■ THE REQUEST
Copy out all lines with the word "styles" in them.

■ PROVIDED MATERIAL
-- begin --
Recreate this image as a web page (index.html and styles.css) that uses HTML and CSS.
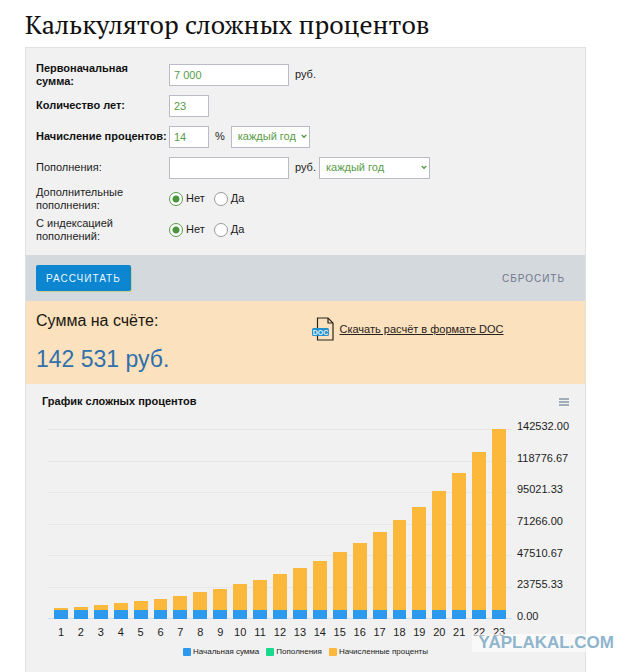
FILE: index.html
```html
<!DOCTYPE html>
<html lang="ru">

<head>
  <meta charset="UTF-8">
  <meta name="viewport" content="width=device-width, initial-scale=1">
  <title>Калькулятор сложных процентов</title>
  <link rel="stylesheet" href="styles.css">
</head>

<body>

  <h1>Калькулятор сложных процентов</h1>

  <main class="panel">
    <form id="calcForm">
      <div class="fields">
        <div class="row">
          <label class="name bold" for="sum">Первоначальная сумма:</label>
          <input class="wide" type="text" id="sum" value="7 000">
          <span class="unit">руб.</span>
        </div>

        <div class="row">
          <label class="name bold" for="years">Количество лет:</label>
          <input class="short" type="text" id="years" value="23">
        </div>

        <div class="row">
          <label class="name bold" for="rate">Начисление процентов:</label>
          <input class="short" type="text" id="rate" value="14">
          <span class="unit">%</span>
          <select class="period" aria-label="Период начисления">
            <option>каждый год</option>
            <option>каждый месяц</option>
          </select>
        </div>

        <div class="row">
          <label class="name" for="refill">Пополнения:</label>
          <input class="wide" type="text" id="refill">
          <span class="unit">руб.</span>
          <select class="period-wide" aria-label="Период пополнения">
            <option>каждый год</option>
            <option>каждый месяц</option>
          </select>
        </div>

        <div class="row" role="radiogroup" aria-labelledby="extraName">
          <span class="name" id="extraName">Дополнительные пополнения:</span>
          <label class="choice"><input type="radio" name="extra" value="0" checked> Нет</label>
          <label class="choice"><input type="radio" name="extra" value="1"> Да</label>
        </div>

        <div class="row" role="radiogroup" aria-labelledby="indexName">
          <span class="name" id="indexName">С индексацией пополнений:</span>
          <label class="choice"><input type="radio" name="index" value="0" checked> Нет</label>
          <label class="choice"><input type="radio" name="index" value="1"> Да</label>
        </div>
      </div>

      <div class="actions">
        <button class="submit" type="submit">РАССЧИТАТЬ</button>
        <button class="reset" type="reset">СБРОСИТЬ</button>
      </div>
    </form>

    <section class="result">
      <div class="total">
        <p class="caption">Сумма на счёте:</p>
        <p class="amount">142 531 руб.</p>
      </div>
      <a class="download" href="#">
        <svg width="22" height="24" viewBox="0 0 22 24" aria-hidden="true">
          <path d="M5.5 1h10.5l5 5v17h-15.5z" fill="none" stroke="#2b261f" stroke-width="1.2"/>
          <path d="M16 1v5h5" fill="none" stroke="#2b261f" stroke-width="1.2"/>
          <rect x="0" y="11" width="17" height="8" rx="1.5" fill="#2391cb"/>
          <text x="8.5" y="17.5" class="doc">DOC</text>
        </svg>
        <span>Скачать расчёт в формате DOC</span>
      </a>
    </section>

    <section class="chart">
      <header class="chart-head">
        <h2>График сложных процентов</h2>
        <button class="menu" type="button" aria-label="Меню">
          <svg width="10" height="8" viewBox="0 0 10 8"><path d="M0 1h10M0 4h10M0 7h10" stroke="#8796a6" stroke-width="1.5"/></svg>
        </button>
      </header>

      <div class="plot">
        <div class="lines"><i></i><i></i><i></i><i></i><i></i><i></i><i></i></div>
        <div class="bars" id="bars"></div>
        <div class="scale">
          <span>142532.00</span>
          <span>118776.67</span>
          <span>95021.33</span>
          <span>71266.00</span>
          <span>47510.67</span>
          <span>23755.33</span>
          <span>0.00</span>
        </div>
        <div class="numbers" id="numbers"></div>
      </div>

      <ul class="legend">
        <li><i class="start"></i>Начальная сумма</li>
        <li><i class="added"></i>Пополнения</li>
        <li><i class="interest"></i>Начисленные проценты</li>
      </ul>
    </section>
  </main>

  <div class="watermark">YAPLAKAL.COM</div>

  <script src="script.js"></script>

</body>
</html>
```
FILE: styles.css
```css
* {
  box-sizing: border-box;
}
body {
  display: flex;
  flex-direction: column;
  min-height: 100vh;
  margin: 0;
  padding: 8px 54px 0 25px;
  background: #fff;
  color: #1c1c1c;
  font: 11px/13px "Liberation Sans", Arial, sans-serif;
}
h1 {
  margin: 0 0 7px;
  color: #111;
  font: 400 26px/32px "PT Serif", "Liberation Serif", serif;
}
.panel {
  flex: 1;
  background: #f1f1f1;
  border: 1px solid #e0e2e2;
  border-bottom: none;
}
.fields {
  padding: 11px 10px 10px;
}
.row {
  display: flex;
  align-items: center;
  min-height: 31px;
}
.name {
  width: 133px;
}
.bold {
  color: #111;
  font-weight: bold;
}
.unit {
  margin: 0 3px 0 6px;
}
input[type="text"],
select {
  height: 22px;
  padding: 0 4px;
  border: 1px solid #b9bcc4;
  border-radius: 0;
  background-color: #fff;
  color: #579c48;
  font: inherit;
}
.wide {
  width: 120px;
}
.short {
  width: 40px;
}
select {
  appearance: none;
  padding: 0 6px;
  background-image: url("data:image/svg+xml,%3Csvg xmlns='http://www.w3.org/2000/svg' width='6' height='5'%3E%3Cpath d='M.7 1L3 3.3 5.3 1' fill='none' stroke='%23579c48' stroke-width='1.4'/%3E%3C/svg%3E");
  background-repeat: no-repeat;
  background-position: right 2px center;
}
.period {
  width: 79px;
  margin-left: 3px;
}
.period-wide {
  width: 111px;
}
.choice {
  display: flex;
  align-items: center;
  gap: 3px;
  margin-right: 9px;
}
input[type="radio"] {
  appearance: none;
  width: 14px;
  height: 14px;
  margin: 0;
  border: 1px solid #9a9a9a;
  border-radius: 50%;
  background: #fff;
}
input[type="radio"]:checked {
  border-color: #579c48;
  background: radial-gradient(circle, #4b9440 3px, #fff 4px);
}
button {
  border: none;
  background: none;
  font: inherit;
  cursor: pointer;
}
.actions {
  display: flex;
  align-items: center;
  justify-content: space-between;
  padding: 10px;
  background: #d4d9de;
}
.actions button {
  height: 26px;
  padding: 0 10px;
  border-radius: 2px;
  letter-spacing: 1px;
  font-size: 10px;
}
.submit {
  background: #0c86d0;
  box-shadow: 1px 1px 0 #c9cf8e;
  color: #e9f6ff;
}
.actions .reset {
  color: #70788a;
}
.result {
  display: grid;
  grid-template-columns: 1fr 1fr;
  align-items: start;
  padding: 10px 10px 9px;
  background: #fbe1bd;
}
.caption {
  margin: 0 0 12px;
  color: #1a1611;
  font-size: 16px;
  line-height: 20px;
}
.amount {
  margin: 0;
  color: #2f70ad;
  font-size: 23px;
  line-height: 32px;
}
.download {
  display: flex;
  align-items: center;
  gap: 6px;
  padding: 6px;
  color: #28221a;
  text-decoration: none;
}
.download span {
  text-decoration: underline;
}
.doc {
  fill: #e2f4fb;
  font-size: 7px;
  font-weight: bold;
  text-anchor: middle;
}
.chart {
  padding: 10px 16px;
}
.chart-head {
  display: flex;
  align-items: center;
  justify-content: space-between;
  margin-bottom: 20px;
}
h2 {
  margin: 0;
  color: #111;
  font-size: 11px;
  line-height: 15px;
}
.menu {
  display: flex;
  padding: 0;
}
.plot {
  display: grid;
  grid-template-columns: 1fr 52px;
  grid-template-rows: 190px auto;
  column-gap: 5px;
  padding-left: 6px;
}
.lines,
.bars {
  grid-area: 1 / 1;
}
.lines {
  display: flex;
  flex-direction: column;
  justify-content: space-between;
}
.lines i {
  height: 1px;
  background: #e5e6e8;
}
.lines i:last-child {
  background: #d3dfed;
}
.bars,
.numbers {
  display: grid;
  grid-template-columns: repeat(23, 1fr);
  padding: 0 3px;
}
.bars {
  align-items: end;
}
.bar {
  display: flex;
  flex-direction: column;
  height: 100%;
  justify-content: flex-end;
  padding: 0 3px;
}
.start {
  background: #2c99ef;
}
.added {
  background: #19d98f;
}
.interest {
  background: #fbb83a;
}
.scale {
  display: flex;
  flex-direction: column;
  justify-content: space-between;
  margin: -9px 0 -4px;
}
.numbers {
  grid-area: 2 / 1;
  padding-top: 7px;
  text-align: center;
}
.legend {
  display: flex;
  justify-content: center;
  gap: 7px;
  margin: 6px 0 0;
  padding: 0;
  font-size: 8px;
  list-style: none;
}
.legend li {
  display: flex;
  align-items: center;
  gap: 2px;
}
.legend i {
  width: 8px;
  height: 8px;
  border-radius: 1px;
}
.watermark {
  position: absolute;
  top: 634px;
  right: 0;
  padding: 0 26px 0 7px;
  background: rgba(255, 255, 255, .6);
  color: #8fb5cd;
  font-size: 17px;
  font-weight: bold;
  line-height: 18px;
}
```
FILE: script.js
```js
const start = 7000;
const rate = 0.14;
const years = 23;
const max = 142532;

const bars = document.getElementById('bars');
const numbers = document.getElementById('numbers');

for (let year = 1; year <= years; year++) {
  const total = start * Math.pow(1 + rate, year);
  const interest = (total - start) / max * 100;

  bars.innerHTML += `
    <div class="bar">
      <div class="interest" style="height:${interest}%"></div>
      <div class="start" style="height:${start / max * 100}%"></div>
    </div>`;
  numbers.innerHTML += `<span>${year}</span>`;
}

document.getElementById('calcForm').addEventListener('submit', function(e) {
  e.preventDefault();
});
```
-- end --
■ SOLUTION TO THIS EXERCISE
Recreate this image as a web page (index.html and styles.css) that uses HTML and CSS.
  <link rel="stylesheet" href="styles.css">
FILE: styles.css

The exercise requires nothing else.